> _Given exercise_: Filter these entries, keeping only lines that hold the word "code".

---------------

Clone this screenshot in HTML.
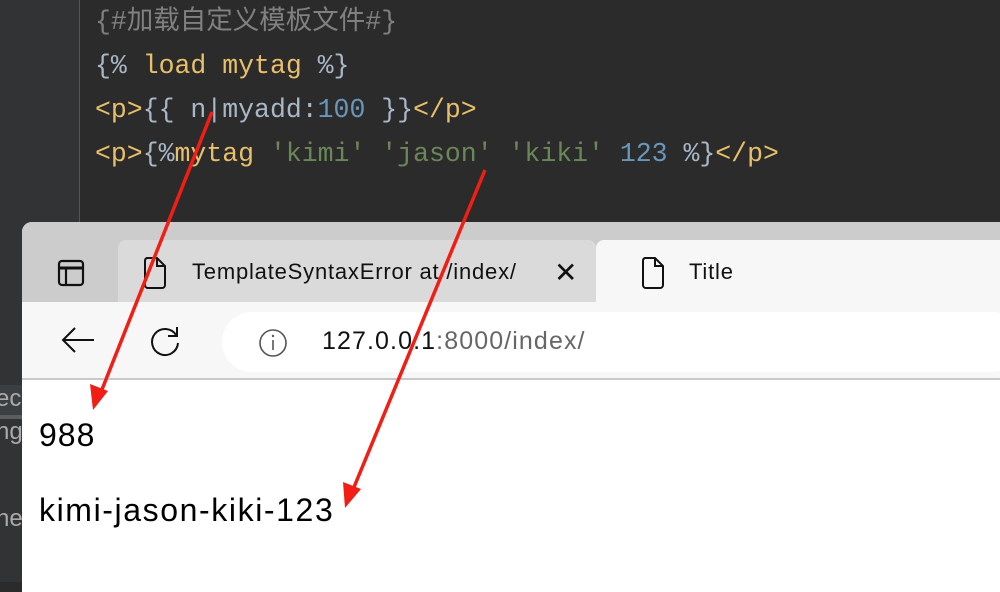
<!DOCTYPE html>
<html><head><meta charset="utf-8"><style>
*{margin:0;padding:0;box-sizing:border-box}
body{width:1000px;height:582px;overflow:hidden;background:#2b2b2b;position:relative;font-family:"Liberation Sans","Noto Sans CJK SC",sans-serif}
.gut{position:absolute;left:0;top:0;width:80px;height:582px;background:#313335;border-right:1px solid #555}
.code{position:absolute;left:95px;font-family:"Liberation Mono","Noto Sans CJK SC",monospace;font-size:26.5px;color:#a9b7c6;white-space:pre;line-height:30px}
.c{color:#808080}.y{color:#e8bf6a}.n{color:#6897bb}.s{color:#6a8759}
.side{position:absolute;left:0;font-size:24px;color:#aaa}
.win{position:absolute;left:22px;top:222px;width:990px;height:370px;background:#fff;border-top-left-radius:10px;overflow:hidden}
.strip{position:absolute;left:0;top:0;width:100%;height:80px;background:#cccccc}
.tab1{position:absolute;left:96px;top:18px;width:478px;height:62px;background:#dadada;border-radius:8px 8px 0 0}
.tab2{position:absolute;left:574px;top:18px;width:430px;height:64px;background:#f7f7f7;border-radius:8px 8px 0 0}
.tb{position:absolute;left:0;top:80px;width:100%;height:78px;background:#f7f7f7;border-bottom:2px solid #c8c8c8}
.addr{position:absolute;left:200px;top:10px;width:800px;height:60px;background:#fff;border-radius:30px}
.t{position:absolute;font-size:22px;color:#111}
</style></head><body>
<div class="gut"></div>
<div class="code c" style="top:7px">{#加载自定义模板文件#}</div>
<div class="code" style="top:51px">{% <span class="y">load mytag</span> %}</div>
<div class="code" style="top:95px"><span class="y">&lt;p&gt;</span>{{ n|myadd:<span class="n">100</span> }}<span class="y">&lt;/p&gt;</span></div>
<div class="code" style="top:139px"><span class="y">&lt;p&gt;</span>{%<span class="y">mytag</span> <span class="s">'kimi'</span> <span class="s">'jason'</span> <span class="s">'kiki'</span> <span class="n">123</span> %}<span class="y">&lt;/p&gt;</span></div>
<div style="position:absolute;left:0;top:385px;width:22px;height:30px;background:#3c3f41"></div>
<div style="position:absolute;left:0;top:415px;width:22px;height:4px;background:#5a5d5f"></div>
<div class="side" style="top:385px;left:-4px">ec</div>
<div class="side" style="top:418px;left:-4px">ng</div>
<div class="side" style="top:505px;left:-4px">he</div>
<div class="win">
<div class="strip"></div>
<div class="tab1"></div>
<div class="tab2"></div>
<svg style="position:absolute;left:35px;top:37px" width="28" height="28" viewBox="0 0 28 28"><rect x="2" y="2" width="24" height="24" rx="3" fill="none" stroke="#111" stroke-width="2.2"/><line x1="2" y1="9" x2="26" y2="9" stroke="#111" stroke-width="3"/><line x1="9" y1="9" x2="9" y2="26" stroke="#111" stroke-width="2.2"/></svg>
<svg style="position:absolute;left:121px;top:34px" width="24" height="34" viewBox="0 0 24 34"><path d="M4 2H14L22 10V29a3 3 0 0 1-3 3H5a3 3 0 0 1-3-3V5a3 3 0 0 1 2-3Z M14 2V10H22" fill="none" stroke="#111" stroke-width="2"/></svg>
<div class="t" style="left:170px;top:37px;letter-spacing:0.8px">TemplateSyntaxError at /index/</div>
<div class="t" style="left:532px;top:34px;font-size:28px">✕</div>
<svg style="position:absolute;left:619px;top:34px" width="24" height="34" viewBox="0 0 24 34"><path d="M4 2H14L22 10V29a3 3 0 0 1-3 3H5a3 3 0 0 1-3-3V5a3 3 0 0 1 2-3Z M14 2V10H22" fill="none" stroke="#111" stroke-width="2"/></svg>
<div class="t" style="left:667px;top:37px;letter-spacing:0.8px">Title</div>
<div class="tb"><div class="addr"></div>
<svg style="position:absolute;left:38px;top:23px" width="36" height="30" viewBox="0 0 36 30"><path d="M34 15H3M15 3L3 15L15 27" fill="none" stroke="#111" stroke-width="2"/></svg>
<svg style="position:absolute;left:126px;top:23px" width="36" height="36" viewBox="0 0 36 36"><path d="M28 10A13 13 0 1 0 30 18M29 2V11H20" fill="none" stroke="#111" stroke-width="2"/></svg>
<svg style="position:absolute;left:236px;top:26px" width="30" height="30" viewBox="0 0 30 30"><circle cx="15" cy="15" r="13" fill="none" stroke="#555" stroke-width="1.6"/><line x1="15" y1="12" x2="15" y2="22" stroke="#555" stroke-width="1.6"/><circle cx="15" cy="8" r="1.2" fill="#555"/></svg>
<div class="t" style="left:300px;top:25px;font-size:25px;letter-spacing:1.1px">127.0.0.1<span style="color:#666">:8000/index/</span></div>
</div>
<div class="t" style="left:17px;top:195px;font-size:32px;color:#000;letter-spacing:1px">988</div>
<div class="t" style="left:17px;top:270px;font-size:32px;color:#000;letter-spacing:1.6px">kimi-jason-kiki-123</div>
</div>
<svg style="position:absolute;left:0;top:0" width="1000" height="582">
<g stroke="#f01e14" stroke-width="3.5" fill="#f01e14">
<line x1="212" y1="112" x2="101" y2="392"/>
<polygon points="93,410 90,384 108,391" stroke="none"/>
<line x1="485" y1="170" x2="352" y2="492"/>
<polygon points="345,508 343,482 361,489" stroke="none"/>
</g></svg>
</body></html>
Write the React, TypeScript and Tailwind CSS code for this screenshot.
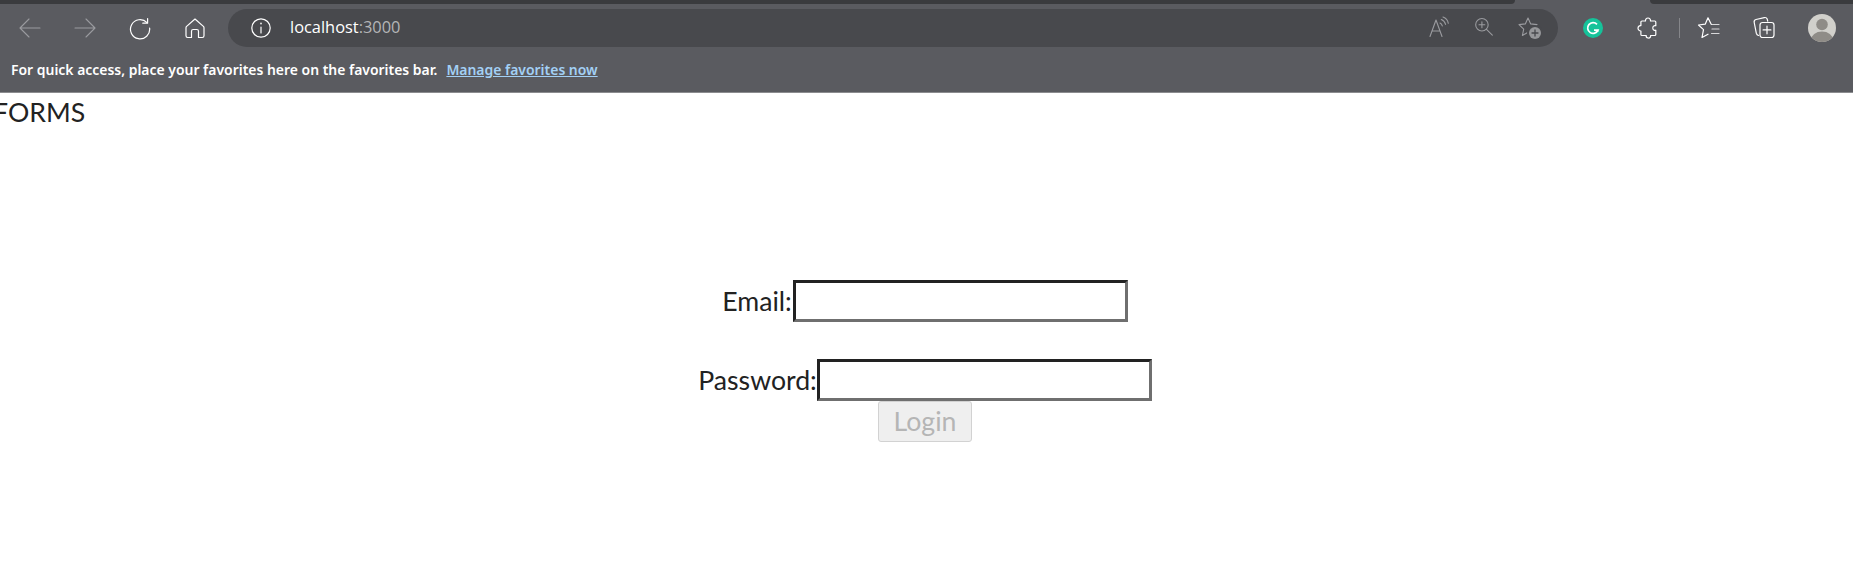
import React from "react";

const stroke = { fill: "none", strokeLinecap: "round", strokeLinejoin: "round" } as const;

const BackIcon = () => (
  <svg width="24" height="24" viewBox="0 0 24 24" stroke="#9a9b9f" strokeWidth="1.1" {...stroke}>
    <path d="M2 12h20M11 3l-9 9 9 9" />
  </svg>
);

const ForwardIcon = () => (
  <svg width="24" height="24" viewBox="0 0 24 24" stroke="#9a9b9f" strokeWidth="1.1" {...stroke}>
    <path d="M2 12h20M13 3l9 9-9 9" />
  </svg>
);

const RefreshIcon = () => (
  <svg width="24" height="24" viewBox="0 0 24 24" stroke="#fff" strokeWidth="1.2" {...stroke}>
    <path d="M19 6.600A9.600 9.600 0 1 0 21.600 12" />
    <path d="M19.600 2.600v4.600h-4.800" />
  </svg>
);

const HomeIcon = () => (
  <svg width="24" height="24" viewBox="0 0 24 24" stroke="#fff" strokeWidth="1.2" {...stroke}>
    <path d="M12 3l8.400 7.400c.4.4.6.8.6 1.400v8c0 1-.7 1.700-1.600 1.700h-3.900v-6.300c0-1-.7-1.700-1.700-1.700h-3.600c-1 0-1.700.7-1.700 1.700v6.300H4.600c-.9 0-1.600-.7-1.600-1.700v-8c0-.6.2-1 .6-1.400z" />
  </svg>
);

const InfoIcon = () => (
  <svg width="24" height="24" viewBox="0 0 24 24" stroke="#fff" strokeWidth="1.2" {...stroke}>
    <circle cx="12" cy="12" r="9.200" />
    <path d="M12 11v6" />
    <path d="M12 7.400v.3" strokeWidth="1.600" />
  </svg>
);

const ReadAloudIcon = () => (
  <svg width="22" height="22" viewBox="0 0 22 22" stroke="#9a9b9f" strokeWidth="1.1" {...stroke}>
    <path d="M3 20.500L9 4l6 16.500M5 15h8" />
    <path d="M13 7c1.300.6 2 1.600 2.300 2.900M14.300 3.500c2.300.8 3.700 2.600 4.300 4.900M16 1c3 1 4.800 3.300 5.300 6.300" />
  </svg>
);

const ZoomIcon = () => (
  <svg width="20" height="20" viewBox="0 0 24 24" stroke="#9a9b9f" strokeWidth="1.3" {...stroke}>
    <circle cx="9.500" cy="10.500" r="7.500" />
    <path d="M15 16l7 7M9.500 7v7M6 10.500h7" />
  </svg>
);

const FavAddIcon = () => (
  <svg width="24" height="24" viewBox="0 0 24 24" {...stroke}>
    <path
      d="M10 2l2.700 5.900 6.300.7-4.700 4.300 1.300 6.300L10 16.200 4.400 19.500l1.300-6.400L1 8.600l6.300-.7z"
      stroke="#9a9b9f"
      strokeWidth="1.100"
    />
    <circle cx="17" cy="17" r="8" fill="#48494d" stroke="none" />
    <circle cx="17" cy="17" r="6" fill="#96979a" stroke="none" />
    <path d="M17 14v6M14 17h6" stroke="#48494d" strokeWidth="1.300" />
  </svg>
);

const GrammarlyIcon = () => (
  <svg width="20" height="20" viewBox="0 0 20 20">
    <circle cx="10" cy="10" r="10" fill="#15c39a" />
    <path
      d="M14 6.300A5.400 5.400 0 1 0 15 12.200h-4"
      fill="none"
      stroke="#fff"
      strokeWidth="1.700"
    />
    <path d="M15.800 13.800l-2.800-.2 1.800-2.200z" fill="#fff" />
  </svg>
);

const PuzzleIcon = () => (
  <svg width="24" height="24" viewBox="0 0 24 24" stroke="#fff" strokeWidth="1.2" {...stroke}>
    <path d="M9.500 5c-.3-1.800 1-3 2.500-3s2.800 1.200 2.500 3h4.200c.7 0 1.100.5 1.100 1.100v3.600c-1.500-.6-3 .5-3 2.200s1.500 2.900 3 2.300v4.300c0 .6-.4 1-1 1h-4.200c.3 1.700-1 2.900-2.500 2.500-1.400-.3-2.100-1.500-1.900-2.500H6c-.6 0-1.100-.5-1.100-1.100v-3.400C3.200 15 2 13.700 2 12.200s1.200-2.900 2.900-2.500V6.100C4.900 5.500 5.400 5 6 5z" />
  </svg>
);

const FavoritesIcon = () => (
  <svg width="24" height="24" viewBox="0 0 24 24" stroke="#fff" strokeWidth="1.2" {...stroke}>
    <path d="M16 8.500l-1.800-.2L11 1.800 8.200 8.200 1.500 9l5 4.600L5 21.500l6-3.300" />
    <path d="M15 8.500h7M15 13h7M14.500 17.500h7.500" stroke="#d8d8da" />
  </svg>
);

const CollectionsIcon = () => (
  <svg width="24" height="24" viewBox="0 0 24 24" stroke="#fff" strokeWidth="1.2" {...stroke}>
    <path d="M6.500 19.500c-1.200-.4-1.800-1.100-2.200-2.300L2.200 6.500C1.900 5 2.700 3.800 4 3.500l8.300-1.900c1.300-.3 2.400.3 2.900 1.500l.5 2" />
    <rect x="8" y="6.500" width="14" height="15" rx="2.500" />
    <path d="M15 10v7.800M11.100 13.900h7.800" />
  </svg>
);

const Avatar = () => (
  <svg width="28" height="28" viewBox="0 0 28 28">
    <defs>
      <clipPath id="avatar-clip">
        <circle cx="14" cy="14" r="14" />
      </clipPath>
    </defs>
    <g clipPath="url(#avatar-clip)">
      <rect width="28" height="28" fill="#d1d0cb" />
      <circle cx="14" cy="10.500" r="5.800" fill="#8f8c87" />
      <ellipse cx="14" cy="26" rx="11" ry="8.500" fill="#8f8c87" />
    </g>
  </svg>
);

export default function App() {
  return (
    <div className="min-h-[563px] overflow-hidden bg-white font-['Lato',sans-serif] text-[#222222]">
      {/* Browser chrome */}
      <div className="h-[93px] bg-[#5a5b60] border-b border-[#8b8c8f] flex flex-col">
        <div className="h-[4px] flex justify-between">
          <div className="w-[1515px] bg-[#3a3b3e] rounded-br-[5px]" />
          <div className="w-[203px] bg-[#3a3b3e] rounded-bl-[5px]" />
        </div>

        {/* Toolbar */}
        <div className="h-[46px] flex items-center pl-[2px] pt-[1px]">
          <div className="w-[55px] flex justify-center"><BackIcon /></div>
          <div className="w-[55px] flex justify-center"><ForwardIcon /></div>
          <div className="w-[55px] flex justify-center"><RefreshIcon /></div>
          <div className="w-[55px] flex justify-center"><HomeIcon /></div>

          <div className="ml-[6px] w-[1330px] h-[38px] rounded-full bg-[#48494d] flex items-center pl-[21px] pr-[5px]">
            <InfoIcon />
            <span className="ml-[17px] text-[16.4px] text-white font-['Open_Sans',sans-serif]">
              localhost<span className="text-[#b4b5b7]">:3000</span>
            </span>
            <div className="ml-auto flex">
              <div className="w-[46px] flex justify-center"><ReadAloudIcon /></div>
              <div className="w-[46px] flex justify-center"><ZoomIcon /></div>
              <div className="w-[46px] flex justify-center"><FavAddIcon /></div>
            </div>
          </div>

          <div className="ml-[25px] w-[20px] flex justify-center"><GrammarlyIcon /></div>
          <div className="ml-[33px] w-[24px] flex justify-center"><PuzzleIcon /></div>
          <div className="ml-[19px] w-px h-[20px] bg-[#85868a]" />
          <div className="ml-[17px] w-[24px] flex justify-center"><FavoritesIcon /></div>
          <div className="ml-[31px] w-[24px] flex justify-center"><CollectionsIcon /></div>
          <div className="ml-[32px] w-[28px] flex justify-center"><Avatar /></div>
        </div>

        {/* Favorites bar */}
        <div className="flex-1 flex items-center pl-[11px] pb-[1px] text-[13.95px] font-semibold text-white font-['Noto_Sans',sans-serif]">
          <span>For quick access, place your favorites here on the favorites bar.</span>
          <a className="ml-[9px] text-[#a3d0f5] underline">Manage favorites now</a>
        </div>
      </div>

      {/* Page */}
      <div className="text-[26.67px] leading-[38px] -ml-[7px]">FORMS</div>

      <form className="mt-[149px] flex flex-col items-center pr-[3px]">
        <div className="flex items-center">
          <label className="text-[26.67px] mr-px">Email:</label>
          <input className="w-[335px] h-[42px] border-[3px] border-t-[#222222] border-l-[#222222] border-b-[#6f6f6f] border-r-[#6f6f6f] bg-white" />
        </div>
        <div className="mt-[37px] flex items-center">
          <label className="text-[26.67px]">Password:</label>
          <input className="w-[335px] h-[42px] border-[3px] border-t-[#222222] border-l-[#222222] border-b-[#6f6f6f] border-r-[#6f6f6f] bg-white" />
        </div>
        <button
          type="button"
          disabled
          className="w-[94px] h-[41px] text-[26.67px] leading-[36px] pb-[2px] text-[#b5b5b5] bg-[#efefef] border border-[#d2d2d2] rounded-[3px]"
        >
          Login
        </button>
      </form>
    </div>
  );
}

---------------

> _Correct answer_:
.code{position:absolute;left:95px;font-family:"Liberation Mono","Noto Sans CJK SC",monospace;font-size:26.5px;color:#a9b7c6;white-space:pre;line-height:30px}
<div class="code c" style="top:7px">{#加载自定义模板文件#}</div>
<div class="code" style="top:51px">{% <span class="y">load mytag</span> %}</div>
<div class="code" style="top:95px"><span class="y">&lt;p&gt;</span>{{ n|myadd:<span class="n">100</span> }}<span class="y">&lt;/p&gt;</span></div>
<div class="code" style="top:139px"><span class="y">&lt;p&gt;</span>{%<span class="y">mytag</span> <span class="s">'kimi'</span> <span class="s">'jason'</span> <span class="s">'kiki'</span> <span class="n">123</span> %}<span class="y">&lt;/p&gt;</span></div>
Write the React, TypeScript and Tailwind CSS code for this screenshot.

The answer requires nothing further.